====== Source material
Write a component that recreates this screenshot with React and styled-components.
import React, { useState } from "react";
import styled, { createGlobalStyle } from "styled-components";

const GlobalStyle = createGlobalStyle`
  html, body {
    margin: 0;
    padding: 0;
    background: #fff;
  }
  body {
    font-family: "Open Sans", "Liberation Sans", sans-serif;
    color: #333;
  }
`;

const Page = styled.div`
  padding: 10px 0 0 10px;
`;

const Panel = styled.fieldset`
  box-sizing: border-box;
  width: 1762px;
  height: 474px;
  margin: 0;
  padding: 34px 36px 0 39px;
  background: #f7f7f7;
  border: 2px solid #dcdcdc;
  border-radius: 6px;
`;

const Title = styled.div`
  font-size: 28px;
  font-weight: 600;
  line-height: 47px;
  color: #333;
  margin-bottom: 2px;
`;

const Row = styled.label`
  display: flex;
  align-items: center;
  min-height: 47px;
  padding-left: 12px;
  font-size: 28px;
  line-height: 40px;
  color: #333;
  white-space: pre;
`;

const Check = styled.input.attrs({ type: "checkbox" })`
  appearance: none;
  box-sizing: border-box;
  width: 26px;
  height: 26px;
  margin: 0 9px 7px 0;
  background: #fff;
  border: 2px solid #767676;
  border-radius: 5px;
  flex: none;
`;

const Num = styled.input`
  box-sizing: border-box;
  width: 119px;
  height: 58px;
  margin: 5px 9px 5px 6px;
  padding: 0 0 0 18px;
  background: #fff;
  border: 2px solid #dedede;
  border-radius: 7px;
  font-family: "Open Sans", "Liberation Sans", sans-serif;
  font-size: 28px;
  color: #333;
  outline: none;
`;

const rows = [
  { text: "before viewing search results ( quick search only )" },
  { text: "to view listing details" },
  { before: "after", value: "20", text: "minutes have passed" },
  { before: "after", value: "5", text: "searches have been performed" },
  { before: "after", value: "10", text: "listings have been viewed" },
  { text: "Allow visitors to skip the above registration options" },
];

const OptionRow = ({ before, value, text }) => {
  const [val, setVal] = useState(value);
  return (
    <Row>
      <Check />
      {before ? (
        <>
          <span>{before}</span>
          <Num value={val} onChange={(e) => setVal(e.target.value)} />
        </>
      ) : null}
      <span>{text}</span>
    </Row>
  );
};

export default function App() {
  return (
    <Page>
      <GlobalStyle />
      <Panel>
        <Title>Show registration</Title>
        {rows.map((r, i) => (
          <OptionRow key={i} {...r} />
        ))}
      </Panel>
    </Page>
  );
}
============
:: Work required ::
Report only the number of lines in the data above that contain "styled".

:: Written solution ::
8